▸ **Records for the exercise**:
---
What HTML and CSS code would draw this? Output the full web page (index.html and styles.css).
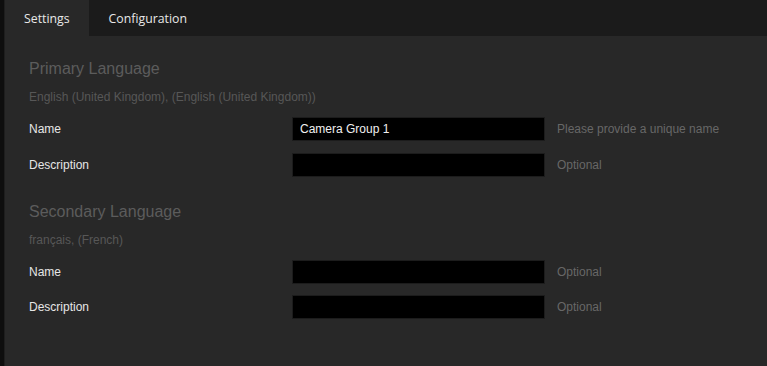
---
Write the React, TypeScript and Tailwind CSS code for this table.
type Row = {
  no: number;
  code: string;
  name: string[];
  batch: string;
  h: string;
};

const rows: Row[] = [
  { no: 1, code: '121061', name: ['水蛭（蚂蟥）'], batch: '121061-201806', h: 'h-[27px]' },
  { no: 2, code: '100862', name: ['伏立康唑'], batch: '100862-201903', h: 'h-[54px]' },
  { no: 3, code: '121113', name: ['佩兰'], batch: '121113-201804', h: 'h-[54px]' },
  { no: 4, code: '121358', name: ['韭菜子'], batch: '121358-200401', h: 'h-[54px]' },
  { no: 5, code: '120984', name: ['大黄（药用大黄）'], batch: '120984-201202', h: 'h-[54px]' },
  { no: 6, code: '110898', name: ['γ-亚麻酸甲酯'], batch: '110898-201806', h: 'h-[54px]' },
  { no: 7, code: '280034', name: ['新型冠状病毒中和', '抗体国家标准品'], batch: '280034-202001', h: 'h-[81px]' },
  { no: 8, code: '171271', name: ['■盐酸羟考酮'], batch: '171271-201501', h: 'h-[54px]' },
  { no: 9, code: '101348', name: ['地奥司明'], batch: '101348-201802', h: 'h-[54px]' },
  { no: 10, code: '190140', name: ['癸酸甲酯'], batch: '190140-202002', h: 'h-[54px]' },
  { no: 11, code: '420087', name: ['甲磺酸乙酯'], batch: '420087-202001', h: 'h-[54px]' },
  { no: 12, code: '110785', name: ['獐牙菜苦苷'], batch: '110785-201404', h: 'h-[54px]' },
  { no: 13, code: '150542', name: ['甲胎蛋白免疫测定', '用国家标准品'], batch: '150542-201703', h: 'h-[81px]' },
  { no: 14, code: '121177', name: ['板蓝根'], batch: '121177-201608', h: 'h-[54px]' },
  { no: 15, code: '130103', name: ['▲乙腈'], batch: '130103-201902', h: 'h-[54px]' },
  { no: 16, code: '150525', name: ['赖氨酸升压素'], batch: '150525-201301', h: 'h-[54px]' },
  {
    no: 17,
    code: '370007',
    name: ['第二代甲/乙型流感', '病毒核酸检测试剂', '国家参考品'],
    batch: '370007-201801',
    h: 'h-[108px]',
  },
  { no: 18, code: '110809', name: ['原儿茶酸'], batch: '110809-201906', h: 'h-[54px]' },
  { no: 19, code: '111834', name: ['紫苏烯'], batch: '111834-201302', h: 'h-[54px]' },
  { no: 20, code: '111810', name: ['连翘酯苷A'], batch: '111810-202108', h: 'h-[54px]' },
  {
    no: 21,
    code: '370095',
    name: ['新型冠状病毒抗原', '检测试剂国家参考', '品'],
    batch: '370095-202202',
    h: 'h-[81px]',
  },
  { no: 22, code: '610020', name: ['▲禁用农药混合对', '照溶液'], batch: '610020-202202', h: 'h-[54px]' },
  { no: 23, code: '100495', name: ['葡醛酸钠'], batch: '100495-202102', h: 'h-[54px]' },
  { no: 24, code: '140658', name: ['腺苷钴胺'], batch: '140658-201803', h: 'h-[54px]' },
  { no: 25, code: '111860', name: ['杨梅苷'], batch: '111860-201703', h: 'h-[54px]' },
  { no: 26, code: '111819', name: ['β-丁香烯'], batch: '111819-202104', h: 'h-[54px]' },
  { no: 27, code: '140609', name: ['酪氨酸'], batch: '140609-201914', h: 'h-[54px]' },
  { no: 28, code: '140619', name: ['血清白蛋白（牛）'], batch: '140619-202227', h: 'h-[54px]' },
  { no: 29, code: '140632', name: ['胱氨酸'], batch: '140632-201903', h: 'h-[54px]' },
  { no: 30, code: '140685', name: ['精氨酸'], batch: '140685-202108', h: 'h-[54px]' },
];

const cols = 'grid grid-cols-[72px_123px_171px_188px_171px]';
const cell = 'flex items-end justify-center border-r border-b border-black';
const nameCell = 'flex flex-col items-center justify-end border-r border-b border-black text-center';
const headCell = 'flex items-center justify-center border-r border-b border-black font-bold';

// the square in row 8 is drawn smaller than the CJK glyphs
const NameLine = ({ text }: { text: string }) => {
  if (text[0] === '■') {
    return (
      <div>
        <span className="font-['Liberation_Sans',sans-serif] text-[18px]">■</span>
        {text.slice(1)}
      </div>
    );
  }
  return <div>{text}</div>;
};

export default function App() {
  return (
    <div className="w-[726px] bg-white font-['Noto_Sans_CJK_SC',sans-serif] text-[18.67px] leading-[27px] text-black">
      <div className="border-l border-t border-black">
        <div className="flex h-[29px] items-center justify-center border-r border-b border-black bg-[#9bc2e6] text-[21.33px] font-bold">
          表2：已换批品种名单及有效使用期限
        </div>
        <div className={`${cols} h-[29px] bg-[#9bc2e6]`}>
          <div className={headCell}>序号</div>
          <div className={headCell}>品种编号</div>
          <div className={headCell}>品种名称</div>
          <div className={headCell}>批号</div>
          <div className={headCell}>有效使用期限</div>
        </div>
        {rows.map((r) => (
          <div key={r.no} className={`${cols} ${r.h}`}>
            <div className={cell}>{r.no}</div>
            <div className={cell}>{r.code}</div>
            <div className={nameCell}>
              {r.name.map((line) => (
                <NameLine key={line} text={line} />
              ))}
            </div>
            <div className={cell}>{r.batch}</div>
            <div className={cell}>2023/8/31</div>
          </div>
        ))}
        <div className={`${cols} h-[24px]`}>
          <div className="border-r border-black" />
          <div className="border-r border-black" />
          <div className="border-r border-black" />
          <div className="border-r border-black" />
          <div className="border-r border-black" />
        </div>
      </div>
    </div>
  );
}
---
▸ **Your objective**:
Copy every line of the listing that includes the string "this".

▸ **Result below**:
What HTML and CSS code would draw this? Output the full web page (index.html and styles.css).
Write the React, TypeScript and Tailwind CSS code for this table.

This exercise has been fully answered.